Wednesday 13 September 2006

Value Stream Management

Returning from the summer break is the right time to take a fresh look at your lean initiatives. Are they being led by the right people and are they realising the true potential of lean in your organisation, and up and down your value streams? There is still a lot of confusion about what value stream management really involves.

Most organisations have recognised that implementing lean on the shop floor or in a department like finance is the responsibility of the line management in that department. They need support from a lean promotion office, but must do the hard work themselves for it to stick, because it involves changing the thinking about how employees work together as much as moving things around. 

But end-to-end value streams almost always cross several departments and several organisations on their way to the end customer. Yet it is still rare to find a value stream manager responsible for creating a value stream that flows out of a set of separately managed activities, or someone responsible for sustaining and improving the flow thereafter. Yet we know that if no one is responsible nothing actually happens. 

The one place you may actually find such a person is leading a project to design a next generation product. In Toyota this is the job of the Chief Engineer. They are responsible for the success of their product family through several product generations and report through the Office of Chief Engineers to the top of the company. Interestingly they have few staff reporting directly to them. Most of the staff report to their function or department heads. So the Chief Engineer must articulate a case for the resources necessary to get the next product designed from all these department heads, including marketing, purchasing and production etc. 

But, however radical the design leap being attempted, the task is essentially one of managing a new variant through an existing development system. Where you see a more radical leap is when Toyota is designing a completely new product line – like the original Lexus, the first hybrid Prius or the low cost vehicle for developing countries. Here you see a much bigger activity designing the new vehicle and the entire production system to build it (for several product generations over a couple of decades). This redesign activity reaches back up each supply chain to raw materials, through as many as 26 different operations. It amazes me that many organisations still do not accept the need to take responsibility for designing their supply base in this way. 

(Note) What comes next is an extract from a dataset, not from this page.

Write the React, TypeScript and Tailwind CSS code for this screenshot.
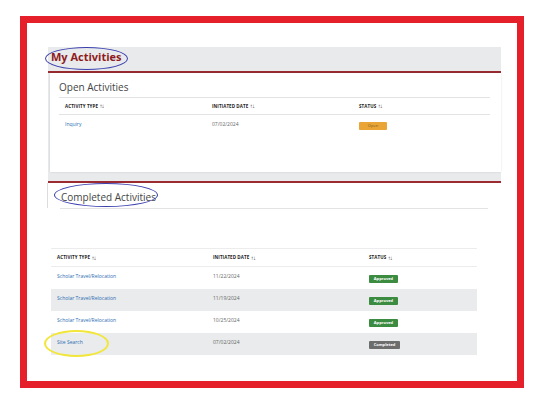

When it comes to trying to create a value stream that flows through several different departments for the first time then we need a value stream project leader to lead the charge. Like the Chief Engineer they do not need a big staff reporting to them. They have to make the case for the involvement and resources from all the departments involved and they have to report to and get the backing of top management to make the necessary radical changes. 

The next question is who leads and improves this value stream once it has been created? What knits together a sequence of activities across a value stream? Not the physical flow – this is an outcome of a previous process – but the information flow coming back from the customer to the pacemaker process. So the answer is that the management of existing value streams is actually the responsibility of a lean planning and scheduling function, like the Production Control and Logistics Department at Toyota. Not surprisingly PC&L is at the heart of making the Toyota Production System work, yet less attention has been paid to how it actually operates than to physical operations. 

Value stream management of an existing value stream starts with levelling the flow of orders coming from the customer – acting as a harbour wall to dampen rather than amplify order signals being passed upstream. Then it involves deciding where the pacemaker should be for both the products made to replenishment pull and for the build-to-order products made to sequential pull. Then it is about releasing small quantities of orders frequently to establish a common rhythm across the value stream so products flow quickly and activities come to match the rate and pattern of demand as closely as possible.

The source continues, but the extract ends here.